Copy all the data exactly, except the pictures.

- Given material
# # # #
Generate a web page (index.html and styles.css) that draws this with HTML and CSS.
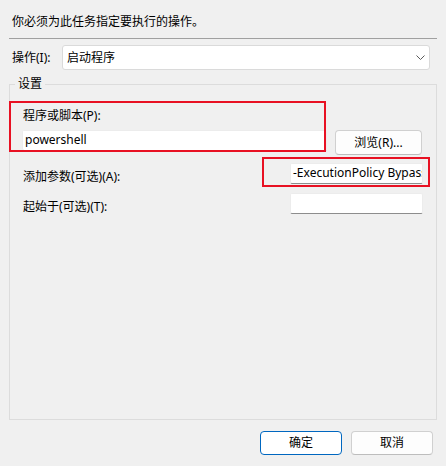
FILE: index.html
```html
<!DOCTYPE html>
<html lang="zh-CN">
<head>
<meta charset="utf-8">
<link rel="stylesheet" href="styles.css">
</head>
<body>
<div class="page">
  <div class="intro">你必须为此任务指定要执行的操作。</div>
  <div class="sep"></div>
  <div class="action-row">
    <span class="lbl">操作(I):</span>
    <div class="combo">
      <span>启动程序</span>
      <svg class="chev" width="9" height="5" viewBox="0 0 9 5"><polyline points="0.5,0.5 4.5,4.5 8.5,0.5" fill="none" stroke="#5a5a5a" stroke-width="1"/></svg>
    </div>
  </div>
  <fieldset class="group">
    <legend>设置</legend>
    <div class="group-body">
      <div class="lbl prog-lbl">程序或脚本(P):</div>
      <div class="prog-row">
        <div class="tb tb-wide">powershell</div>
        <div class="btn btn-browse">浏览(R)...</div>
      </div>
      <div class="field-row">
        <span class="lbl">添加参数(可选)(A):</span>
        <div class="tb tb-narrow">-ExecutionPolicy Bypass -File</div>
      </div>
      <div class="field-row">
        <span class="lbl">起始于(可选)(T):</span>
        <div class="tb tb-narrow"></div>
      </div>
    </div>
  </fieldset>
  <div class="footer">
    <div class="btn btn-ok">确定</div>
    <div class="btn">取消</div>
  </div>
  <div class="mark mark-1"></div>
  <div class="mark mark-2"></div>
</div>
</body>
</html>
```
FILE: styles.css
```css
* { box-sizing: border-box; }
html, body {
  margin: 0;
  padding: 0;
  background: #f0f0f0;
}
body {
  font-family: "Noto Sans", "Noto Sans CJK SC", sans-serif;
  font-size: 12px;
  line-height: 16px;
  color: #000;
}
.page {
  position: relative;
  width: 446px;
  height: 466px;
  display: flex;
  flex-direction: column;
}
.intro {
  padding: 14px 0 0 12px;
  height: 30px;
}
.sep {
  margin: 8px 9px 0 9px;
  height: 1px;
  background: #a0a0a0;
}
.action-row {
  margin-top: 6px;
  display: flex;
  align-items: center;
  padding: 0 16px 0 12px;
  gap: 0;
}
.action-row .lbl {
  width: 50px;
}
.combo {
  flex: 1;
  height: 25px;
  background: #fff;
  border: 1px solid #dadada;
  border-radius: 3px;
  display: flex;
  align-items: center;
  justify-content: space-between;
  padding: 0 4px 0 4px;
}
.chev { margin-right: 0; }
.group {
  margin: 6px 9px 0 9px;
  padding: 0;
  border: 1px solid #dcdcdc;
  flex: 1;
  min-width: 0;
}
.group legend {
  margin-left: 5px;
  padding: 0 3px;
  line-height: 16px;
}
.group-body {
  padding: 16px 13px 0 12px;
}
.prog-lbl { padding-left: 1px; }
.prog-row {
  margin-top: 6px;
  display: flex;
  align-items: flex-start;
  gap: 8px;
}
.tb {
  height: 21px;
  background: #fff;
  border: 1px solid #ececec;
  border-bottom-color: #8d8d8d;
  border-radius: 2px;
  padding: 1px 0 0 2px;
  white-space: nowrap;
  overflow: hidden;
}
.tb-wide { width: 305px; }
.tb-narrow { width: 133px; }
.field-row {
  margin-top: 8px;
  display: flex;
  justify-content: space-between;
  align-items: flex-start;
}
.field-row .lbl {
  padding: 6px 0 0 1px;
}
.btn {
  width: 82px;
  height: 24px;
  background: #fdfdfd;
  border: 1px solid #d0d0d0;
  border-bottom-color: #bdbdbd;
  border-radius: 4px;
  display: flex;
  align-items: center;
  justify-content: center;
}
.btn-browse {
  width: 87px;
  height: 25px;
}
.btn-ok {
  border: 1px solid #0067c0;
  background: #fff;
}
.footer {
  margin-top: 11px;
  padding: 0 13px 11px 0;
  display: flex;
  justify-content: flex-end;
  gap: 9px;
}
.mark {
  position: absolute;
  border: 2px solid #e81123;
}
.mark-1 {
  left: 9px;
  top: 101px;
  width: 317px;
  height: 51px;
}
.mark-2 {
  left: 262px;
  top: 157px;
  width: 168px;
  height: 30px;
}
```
# # # #
- Output for this exercise
Generate a web page (index.html and styles.css) that draws this with HTML and CSS.
FILE: index.html
```html
<!DOCTYPE html>
<html lang="zh-CN">
<head>
<meta charset="utf-8">
<link rel="stylesheet" href="styles.css">
</head>
<body>
<div class="page">
  <div class="intro">你必须为此任务指定要执行的操作。</div>
  <div class="sep"></div>
  <div class="action-row">
    <span class="lbl">操作(I):</span>
    <div class="combo">
      <span>启动程序</span>
      <svg class="chev" width="9" height="5" viewBox="0 0 9 5"><polyline points="0.5,0.5 4.5,4.5 8.5,0.5" fill="none" stroke="#5a5a5a" stroke-width="1"/></svg>
    </div>
  </div>
  <fieldset class="group">
    <legend>设置</legend>
    <div class="group-body">
      <div class="lbl prog-lbl">程序或脚本(P):</div>
      <div class="prog-row">
        <div class="tb tb-wide">powershell</div>
        <div class="btn btn-browse">浏览(R)...</div>
      </div>
      <div class="field-row">
        <span class="lbl">添加参数(可选)(A):</span>
        <div class="tb tb-narrow">-ExecutionPolicy Bypass -File</div>
      </div>
      <div class="field-row">
        <span class="lbl">起始于(可选)(T):</span>
        <div class="tb tb-narrow"></div>
      </div>
    </div>
  </fieldset>
  <div class="footer">
    <div class="btn btn-ok">确定</div>
    <div class="btn">取消</div>
  </div>
  <div class="mark mark-1"></div>
  <div class="mark mark-2"></div>
</div>
</body>
</html>
```
FILE: styles.css
```css
* { box-sizing: border-box; }
html, body {
  margin: 0;
  padding: 0;
  background: #f0f0f0;
}
body {
  font-family: "Noto Sans", "Noto Sans CJK SC", sans-serif;
  font-size: 12px;
  line-height: 16px;
  color: #000;
}
.page {
  position: relative;
  width: 446px;
  height: 466px;
  display: flex;
  flex-direction: column;
}
.intro {
  padding: 14px 0 0 12px;
  height: 30px;
}
.sep {
  margin: 8px 9px 0 9px;
  height: 1px;
  background: #a0a0a0;
}
.action-row {
  margin-top: 6px;
  display: flex;
  align-items: center;
  padding: 0 16px 0 12px;
  gap: 0;
}
.action-row .lbl {
  width: 50px;
}
.combo {
  flex: 1;
  height: 25px;
  background: #fff;
  border: 1px solid #dadada;
  border-radius: 3px;
  display: flex;
  align-items: center;
  justify-content: space-between;
  padding: 0 4px 0 4px;
}
.chev { margin-right: 0; }
.group {
  margin: 6px 9px 0 9px;
  padding: 0;
  border: 1px solid #dcdcdc;
  flex: 1;
  min-width: 0;
}
.group legend {
  margin-left: 5px;
  padding: 0 3px;
  line-height: 16px;
}
.group-body {
  padding: 16px 13px 0 12px;
}
.prog-lbl { padding-left: 1px; }
.prog-row {
  margin-top: 6px;
  display: flex;
  align-items: flex-start;
  gap: 8px;
}
.tb {
  height: 21px;
  background: #fff;
  border: 1px solid #ececec;
  border-bottom-color: #8d8d8d;
  border-radius: 2px;
  padding: 1px 0 0 2px;
  white-space: nowrap;
  overflow: hidden;
}
.tb-wide { width: 305px; }
.tb-narrow { width: 133px; }
.field-row {
  margin-top: 8px;
  display: flex;
  justify-content: space-between;
  align-items: flex-start;
}
.field-row .lbl {
  padding: 6px 0 0 1px;
}
.btn {
  width: 82px;
  height: 24px;
  background: #fdfdfd;
  border: 1px solid #d0d0d0;
  border-bottom-color: #bdbdbd;
  border-radius: 4px;
  display: flex;
  align-items: center;
  justify-content: center;
}
.btn-browse {
  width: 87px;
  height: 25px;
}
.btn-ok {
  border: 1px solid #0067c0;
  background: #fff;
}
.footer {
  margin-top: 11px;
  padding: 0 13px 11px 0;
  display: flex;
  justify-content: flex-end;
  gap: 9px;
}
.mark {
  position: absolute;
  border: 2px solid #e81123;
}
.mark-1 {
  left: 9px;
  top: 101px;
  width: 317px;
  height: 51px;
}
.mark-2 {
  left: 262px;
  top: 157px;
  width: 168px;
  height: 30px;
}
```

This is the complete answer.